:: Items from a data source ::
★ ★ ★ ★
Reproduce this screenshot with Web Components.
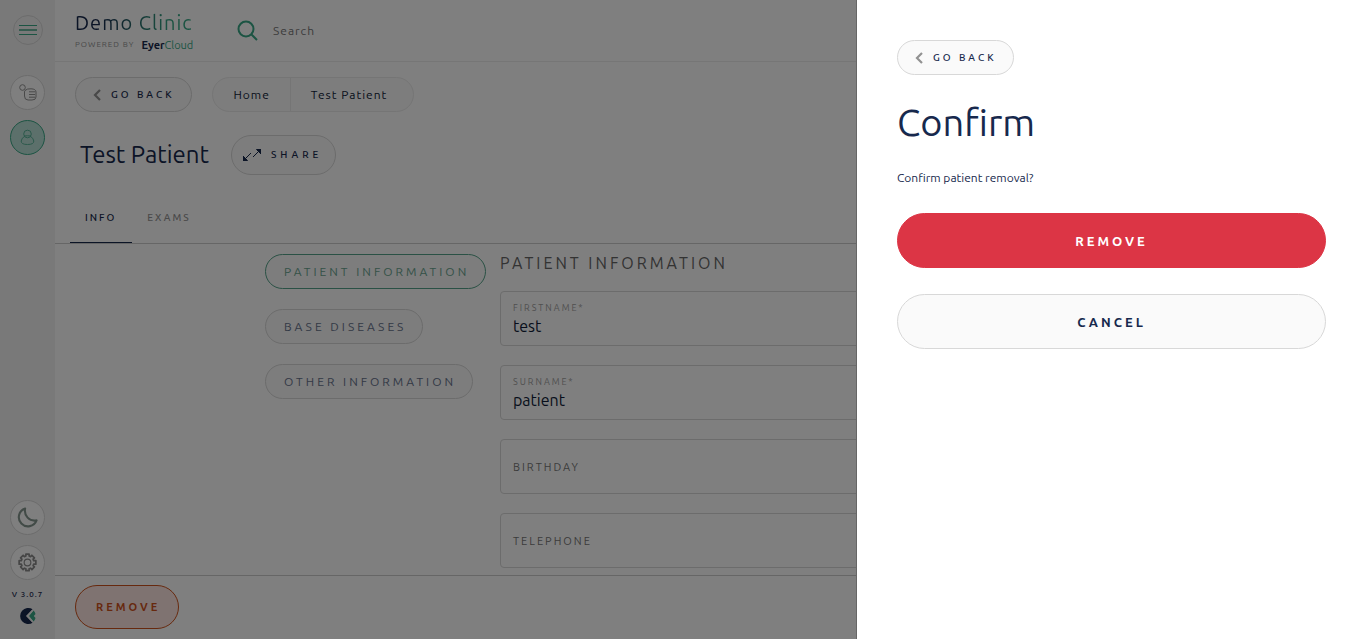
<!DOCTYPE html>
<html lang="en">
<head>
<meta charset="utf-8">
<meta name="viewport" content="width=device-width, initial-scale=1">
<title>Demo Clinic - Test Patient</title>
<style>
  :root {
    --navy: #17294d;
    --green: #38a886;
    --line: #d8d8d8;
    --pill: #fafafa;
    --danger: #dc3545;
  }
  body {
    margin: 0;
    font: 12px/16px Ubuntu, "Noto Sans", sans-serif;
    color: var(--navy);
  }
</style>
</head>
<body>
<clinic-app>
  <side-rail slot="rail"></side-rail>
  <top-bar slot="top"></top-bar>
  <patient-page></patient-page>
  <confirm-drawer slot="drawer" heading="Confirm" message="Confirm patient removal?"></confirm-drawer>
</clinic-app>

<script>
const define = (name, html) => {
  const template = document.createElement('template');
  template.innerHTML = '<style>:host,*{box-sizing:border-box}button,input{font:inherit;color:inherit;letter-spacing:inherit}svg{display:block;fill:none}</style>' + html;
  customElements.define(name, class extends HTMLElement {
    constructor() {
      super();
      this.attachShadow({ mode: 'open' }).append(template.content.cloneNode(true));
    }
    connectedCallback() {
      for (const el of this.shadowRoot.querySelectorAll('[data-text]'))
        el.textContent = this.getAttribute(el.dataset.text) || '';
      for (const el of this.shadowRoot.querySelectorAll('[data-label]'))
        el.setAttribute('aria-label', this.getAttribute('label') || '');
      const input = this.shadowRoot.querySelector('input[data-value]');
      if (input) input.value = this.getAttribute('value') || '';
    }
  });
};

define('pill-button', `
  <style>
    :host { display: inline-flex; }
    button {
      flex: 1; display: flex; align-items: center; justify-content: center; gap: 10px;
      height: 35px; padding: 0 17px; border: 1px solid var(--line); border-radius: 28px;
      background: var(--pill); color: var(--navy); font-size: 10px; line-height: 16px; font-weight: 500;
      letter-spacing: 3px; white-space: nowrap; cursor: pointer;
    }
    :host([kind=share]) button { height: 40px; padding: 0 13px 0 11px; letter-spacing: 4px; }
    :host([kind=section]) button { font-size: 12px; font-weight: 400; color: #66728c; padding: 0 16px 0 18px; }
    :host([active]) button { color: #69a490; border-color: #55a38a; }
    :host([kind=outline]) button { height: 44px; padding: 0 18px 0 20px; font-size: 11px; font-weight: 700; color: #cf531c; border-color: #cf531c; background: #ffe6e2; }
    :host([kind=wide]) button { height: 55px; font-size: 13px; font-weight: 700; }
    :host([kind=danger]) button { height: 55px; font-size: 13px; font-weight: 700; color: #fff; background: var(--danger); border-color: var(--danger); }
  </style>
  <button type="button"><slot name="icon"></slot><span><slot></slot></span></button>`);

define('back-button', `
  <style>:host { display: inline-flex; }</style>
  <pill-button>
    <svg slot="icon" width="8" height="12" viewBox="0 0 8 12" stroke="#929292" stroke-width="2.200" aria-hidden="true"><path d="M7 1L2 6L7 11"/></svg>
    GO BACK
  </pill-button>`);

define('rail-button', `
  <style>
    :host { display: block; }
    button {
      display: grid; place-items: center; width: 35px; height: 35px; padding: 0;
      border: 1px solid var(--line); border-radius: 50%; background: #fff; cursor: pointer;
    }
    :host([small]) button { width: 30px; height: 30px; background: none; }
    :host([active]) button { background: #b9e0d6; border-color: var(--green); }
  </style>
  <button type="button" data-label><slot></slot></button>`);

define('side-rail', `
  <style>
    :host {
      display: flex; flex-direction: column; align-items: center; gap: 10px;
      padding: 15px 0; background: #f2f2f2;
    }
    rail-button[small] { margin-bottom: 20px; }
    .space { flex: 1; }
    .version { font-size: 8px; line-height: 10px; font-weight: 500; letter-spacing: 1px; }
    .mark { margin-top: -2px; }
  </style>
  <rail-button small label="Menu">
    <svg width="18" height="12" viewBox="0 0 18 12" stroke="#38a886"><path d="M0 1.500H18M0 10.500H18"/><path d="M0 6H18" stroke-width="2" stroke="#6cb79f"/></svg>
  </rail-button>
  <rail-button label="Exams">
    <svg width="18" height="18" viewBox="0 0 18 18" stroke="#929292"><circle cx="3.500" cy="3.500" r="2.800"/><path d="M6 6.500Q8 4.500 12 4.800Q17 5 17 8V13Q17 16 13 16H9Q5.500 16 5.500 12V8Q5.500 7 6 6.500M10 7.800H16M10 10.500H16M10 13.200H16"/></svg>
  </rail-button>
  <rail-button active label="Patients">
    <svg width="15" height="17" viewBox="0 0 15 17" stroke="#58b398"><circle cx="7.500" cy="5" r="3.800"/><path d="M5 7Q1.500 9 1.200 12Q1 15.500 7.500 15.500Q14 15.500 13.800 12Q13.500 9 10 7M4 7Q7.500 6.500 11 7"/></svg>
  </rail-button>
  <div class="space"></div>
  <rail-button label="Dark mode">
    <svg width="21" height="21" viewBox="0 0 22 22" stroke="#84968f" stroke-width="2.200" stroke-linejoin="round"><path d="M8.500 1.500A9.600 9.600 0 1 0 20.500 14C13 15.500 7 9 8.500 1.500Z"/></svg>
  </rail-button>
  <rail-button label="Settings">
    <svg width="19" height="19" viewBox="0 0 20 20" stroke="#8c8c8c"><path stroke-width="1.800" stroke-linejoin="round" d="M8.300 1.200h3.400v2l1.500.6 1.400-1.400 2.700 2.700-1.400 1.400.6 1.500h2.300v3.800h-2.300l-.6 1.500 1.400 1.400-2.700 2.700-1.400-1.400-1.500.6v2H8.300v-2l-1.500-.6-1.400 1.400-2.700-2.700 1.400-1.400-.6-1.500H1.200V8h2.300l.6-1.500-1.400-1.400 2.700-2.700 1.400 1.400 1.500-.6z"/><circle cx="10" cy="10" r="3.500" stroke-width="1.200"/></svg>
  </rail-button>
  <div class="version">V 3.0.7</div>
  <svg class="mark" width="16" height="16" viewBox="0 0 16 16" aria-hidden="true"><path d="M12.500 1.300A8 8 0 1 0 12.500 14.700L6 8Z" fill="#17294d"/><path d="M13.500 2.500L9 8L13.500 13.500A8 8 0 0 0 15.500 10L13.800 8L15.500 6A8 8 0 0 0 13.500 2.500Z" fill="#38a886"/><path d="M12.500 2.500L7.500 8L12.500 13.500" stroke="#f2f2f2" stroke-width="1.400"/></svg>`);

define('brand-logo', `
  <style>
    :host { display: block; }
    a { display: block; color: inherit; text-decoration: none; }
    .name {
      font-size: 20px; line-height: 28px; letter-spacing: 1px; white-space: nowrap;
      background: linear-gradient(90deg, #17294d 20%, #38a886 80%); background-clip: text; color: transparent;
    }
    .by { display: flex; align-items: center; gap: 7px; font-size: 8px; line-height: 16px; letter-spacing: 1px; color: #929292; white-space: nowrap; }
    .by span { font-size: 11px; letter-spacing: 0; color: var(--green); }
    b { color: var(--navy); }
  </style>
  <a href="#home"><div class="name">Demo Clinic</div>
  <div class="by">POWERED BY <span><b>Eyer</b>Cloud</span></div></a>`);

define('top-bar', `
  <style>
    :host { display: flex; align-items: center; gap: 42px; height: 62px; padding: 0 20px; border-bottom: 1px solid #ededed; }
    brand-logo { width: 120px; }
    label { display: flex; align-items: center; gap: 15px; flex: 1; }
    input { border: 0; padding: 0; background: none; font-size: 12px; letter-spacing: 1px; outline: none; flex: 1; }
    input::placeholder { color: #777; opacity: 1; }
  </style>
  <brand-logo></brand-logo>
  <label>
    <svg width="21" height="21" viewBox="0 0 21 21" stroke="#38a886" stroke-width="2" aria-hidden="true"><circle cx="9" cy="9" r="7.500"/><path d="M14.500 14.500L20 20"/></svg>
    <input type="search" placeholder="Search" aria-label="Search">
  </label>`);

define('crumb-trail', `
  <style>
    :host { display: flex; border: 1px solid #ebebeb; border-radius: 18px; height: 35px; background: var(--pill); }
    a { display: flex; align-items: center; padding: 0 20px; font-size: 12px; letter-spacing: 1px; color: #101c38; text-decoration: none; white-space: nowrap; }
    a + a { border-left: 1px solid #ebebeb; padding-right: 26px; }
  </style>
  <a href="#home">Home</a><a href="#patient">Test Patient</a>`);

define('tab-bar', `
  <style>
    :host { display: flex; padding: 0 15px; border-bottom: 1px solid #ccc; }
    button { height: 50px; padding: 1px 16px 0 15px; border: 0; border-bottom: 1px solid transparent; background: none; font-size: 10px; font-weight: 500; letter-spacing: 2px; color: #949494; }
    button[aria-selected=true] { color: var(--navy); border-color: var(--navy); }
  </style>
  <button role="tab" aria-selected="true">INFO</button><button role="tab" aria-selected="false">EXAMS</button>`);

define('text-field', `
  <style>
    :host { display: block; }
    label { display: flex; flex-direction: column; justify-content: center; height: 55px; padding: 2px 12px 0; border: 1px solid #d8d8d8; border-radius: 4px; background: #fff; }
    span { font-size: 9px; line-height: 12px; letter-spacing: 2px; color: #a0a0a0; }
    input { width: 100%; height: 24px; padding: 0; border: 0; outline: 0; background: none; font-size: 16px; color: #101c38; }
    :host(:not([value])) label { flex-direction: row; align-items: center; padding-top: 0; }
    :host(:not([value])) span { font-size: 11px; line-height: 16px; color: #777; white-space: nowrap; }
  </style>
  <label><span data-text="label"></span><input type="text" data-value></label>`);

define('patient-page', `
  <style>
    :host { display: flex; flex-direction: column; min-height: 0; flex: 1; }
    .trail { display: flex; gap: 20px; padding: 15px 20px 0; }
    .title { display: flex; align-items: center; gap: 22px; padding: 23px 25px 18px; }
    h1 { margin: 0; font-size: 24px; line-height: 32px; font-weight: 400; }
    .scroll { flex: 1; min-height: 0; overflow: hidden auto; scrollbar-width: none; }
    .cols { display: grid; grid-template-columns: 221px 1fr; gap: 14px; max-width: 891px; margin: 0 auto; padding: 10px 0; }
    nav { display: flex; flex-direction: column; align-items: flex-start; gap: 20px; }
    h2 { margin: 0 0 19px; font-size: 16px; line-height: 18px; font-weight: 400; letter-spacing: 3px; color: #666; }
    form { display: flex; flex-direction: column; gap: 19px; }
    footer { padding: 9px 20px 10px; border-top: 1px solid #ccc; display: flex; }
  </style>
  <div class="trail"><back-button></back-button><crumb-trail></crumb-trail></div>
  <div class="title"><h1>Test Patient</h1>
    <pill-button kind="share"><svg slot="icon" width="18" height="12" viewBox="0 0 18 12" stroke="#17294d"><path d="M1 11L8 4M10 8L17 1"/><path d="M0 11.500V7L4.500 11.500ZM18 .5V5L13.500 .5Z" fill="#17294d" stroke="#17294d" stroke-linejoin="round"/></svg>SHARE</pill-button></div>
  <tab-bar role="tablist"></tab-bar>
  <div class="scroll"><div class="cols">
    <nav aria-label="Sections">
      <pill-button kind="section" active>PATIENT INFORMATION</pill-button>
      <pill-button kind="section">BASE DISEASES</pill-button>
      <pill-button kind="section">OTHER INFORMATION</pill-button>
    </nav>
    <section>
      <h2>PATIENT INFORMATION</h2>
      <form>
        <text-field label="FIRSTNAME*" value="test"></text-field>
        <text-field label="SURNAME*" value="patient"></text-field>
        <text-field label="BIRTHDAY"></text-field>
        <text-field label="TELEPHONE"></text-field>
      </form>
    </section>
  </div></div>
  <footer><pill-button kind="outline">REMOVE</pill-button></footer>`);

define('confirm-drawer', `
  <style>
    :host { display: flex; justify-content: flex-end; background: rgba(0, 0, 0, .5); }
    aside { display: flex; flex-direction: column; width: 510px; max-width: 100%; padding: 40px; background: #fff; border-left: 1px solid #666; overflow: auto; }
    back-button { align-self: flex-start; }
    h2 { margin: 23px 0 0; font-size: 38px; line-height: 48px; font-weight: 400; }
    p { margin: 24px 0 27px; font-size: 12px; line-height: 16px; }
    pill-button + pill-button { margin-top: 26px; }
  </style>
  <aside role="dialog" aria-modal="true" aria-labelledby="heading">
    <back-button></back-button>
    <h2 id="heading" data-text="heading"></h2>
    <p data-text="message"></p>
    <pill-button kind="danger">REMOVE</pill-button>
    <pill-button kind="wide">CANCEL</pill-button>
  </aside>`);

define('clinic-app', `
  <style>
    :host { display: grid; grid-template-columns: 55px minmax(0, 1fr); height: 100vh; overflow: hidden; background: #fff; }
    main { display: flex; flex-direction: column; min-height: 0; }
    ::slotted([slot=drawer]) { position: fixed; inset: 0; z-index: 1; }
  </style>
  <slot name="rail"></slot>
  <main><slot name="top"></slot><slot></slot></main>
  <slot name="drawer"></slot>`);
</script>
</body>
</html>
★ ★ ★ ★
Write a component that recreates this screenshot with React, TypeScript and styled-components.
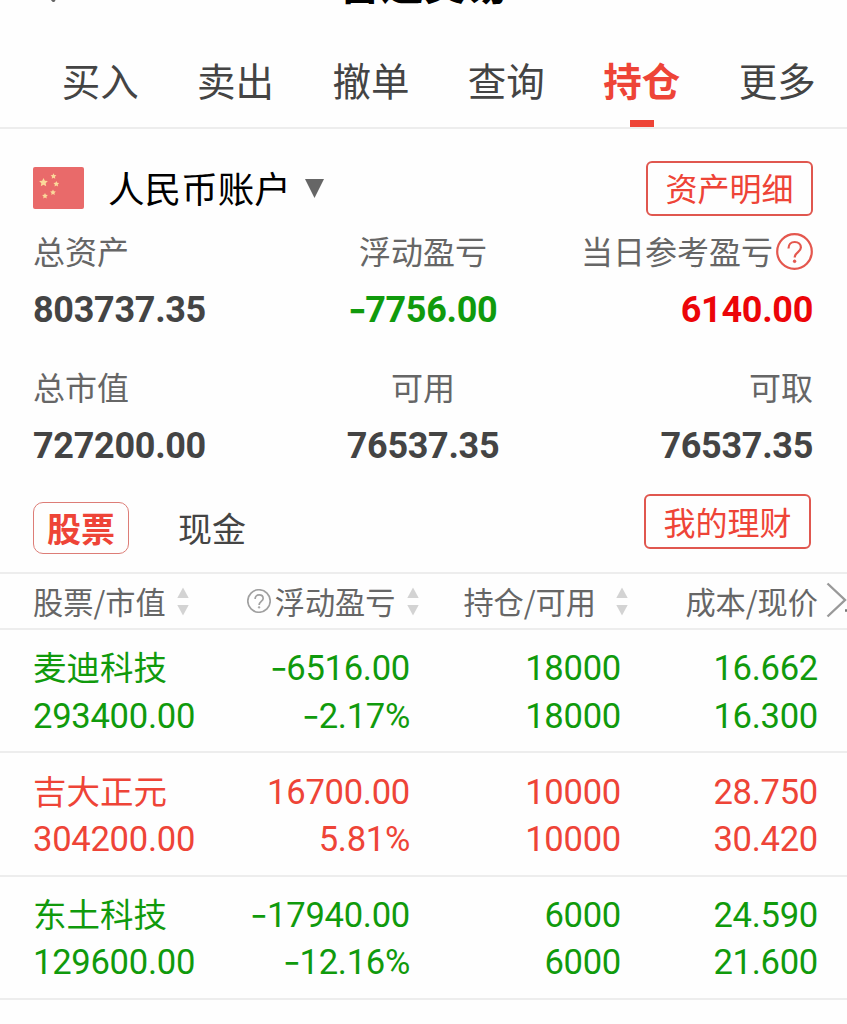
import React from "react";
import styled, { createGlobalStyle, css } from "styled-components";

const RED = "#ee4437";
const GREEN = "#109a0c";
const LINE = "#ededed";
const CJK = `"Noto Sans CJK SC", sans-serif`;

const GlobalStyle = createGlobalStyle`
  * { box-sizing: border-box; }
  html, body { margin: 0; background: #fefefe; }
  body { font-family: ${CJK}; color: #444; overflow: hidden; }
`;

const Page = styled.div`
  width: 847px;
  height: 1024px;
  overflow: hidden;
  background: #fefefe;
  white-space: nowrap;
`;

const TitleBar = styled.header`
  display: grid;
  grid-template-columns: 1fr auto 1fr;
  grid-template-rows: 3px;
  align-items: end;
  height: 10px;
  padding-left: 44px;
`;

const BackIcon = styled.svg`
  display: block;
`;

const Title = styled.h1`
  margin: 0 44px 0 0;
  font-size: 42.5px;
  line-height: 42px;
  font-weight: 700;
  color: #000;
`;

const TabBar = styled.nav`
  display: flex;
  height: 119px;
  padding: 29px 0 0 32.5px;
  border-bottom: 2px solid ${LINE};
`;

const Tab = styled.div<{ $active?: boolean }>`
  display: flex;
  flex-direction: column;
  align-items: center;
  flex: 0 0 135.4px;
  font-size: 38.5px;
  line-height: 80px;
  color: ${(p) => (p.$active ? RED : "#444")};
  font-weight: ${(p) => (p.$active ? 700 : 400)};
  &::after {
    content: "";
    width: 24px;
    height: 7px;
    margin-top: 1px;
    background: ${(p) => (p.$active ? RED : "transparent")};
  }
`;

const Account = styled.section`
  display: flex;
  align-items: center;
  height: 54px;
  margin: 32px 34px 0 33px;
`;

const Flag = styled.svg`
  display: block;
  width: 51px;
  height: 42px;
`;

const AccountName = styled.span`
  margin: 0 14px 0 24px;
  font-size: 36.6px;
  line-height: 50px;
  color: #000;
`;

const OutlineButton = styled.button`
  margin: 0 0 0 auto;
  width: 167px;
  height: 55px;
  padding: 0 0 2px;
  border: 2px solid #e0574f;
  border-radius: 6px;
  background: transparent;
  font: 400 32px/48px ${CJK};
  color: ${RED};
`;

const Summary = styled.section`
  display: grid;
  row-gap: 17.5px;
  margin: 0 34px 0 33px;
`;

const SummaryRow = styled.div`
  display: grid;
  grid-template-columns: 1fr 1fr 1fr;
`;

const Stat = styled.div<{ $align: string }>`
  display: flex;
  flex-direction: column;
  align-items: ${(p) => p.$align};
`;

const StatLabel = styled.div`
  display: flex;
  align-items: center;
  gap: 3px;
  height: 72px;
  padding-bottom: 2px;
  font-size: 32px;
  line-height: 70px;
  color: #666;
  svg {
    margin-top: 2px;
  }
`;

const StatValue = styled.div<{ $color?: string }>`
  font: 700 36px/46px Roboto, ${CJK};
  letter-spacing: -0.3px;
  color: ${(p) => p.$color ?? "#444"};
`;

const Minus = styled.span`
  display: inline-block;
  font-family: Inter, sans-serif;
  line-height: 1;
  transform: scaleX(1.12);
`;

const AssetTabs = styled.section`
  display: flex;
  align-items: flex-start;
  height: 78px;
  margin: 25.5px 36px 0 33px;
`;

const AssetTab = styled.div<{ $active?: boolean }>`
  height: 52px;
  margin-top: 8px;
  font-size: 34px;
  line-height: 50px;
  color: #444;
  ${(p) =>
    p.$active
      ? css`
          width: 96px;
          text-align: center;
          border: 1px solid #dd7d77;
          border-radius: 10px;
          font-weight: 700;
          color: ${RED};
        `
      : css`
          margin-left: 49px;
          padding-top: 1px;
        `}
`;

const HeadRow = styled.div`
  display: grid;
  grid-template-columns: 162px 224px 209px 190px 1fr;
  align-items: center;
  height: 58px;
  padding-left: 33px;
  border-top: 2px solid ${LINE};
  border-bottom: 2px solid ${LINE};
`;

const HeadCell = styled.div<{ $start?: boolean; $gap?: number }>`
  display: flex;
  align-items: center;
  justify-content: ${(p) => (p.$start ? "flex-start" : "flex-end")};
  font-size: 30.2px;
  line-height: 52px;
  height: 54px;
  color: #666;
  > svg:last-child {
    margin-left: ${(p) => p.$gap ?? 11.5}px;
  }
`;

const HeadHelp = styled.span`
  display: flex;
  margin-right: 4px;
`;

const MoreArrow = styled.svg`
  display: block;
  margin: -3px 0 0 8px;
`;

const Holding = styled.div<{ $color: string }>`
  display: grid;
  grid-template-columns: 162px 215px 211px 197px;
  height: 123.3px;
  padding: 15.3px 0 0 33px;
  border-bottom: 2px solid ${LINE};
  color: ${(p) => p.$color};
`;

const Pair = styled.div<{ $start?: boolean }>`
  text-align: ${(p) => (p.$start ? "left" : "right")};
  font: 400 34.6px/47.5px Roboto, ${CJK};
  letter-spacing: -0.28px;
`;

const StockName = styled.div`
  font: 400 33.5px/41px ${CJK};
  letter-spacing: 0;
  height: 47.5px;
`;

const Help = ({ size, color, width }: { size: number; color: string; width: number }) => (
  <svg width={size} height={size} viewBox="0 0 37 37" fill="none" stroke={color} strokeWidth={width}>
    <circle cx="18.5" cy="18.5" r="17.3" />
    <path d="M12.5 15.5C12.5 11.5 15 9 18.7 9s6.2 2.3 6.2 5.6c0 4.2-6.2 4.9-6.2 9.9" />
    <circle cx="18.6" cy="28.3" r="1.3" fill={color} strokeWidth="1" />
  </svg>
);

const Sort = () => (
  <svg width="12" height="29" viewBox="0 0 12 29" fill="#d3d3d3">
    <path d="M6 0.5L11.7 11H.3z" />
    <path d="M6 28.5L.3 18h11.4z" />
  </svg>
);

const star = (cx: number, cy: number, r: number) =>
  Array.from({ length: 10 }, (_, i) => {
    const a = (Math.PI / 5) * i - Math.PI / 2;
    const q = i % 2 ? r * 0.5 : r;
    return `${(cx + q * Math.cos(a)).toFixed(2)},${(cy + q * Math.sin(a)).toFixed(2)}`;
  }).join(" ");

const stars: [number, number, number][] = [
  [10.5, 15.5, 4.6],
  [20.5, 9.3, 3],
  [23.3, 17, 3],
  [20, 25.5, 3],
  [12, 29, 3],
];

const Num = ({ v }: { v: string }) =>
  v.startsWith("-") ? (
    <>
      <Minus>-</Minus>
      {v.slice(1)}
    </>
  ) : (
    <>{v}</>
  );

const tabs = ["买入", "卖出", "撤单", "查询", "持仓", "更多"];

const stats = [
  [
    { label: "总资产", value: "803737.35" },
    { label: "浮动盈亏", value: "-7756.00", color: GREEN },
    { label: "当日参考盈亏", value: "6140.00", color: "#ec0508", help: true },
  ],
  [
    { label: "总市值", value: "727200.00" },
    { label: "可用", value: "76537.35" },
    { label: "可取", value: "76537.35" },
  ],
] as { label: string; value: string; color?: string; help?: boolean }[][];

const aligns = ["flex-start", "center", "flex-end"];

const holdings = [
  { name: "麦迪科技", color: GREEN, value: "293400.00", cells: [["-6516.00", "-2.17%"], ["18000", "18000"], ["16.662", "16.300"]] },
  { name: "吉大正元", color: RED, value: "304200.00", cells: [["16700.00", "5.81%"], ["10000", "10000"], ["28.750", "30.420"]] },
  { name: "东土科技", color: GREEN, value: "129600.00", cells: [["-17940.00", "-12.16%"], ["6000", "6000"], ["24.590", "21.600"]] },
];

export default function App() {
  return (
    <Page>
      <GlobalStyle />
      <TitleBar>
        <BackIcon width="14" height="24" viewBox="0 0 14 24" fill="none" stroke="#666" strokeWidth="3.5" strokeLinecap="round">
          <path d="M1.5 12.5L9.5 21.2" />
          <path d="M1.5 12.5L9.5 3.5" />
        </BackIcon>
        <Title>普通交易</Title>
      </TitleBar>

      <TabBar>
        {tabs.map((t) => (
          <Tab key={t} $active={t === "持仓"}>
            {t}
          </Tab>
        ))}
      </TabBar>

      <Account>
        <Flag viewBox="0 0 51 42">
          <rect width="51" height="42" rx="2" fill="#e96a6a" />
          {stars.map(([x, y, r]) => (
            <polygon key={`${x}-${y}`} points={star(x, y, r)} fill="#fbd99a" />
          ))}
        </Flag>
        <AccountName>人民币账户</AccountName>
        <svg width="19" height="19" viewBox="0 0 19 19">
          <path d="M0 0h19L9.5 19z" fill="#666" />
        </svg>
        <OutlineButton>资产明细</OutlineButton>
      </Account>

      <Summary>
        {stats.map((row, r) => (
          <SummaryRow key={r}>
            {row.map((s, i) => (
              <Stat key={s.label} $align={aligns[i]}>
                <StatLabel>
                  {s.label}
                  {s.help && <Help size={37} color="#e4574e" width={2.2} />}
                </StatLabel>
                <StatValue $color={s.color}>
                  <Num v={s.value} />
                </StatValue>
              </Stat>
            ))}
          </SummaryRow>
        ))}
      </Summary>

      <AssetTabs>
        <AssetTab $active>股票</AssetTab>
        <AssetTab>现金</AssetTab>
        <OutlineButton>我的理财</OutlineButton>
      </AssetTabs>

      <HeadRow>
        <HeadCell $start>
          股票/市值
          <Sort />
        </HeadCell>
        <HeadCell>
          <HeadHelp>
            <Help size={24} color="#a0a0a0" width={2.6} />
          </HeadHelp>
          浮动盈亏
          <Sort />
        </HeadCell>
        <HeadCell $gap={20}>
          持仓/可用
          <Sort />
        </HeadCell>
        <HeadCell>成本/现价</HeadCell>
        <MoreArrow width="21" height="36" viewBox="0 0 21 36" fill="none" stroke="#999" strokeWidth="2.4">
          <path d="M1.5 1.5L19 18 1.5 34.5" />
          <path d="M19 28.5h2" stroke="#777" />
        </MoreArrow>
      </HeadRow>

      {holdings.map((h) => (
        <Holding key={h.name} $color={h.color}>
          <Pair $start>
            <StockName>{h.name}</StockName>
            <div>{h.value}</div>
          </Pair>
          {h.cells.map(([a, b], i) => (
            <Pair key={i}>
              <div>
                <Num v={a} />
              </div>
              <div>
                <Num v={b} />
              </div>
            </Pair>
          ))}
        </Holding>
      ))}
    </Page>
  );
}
★ ★ ★ ★
:: What is being asked ::
Pull every line containing "screenshot" from the material above.

:: Complete response ::
Reproduce this screenshot with Web Components.
Write a component that recreates this screenshot with React, TypeScript and styled-components.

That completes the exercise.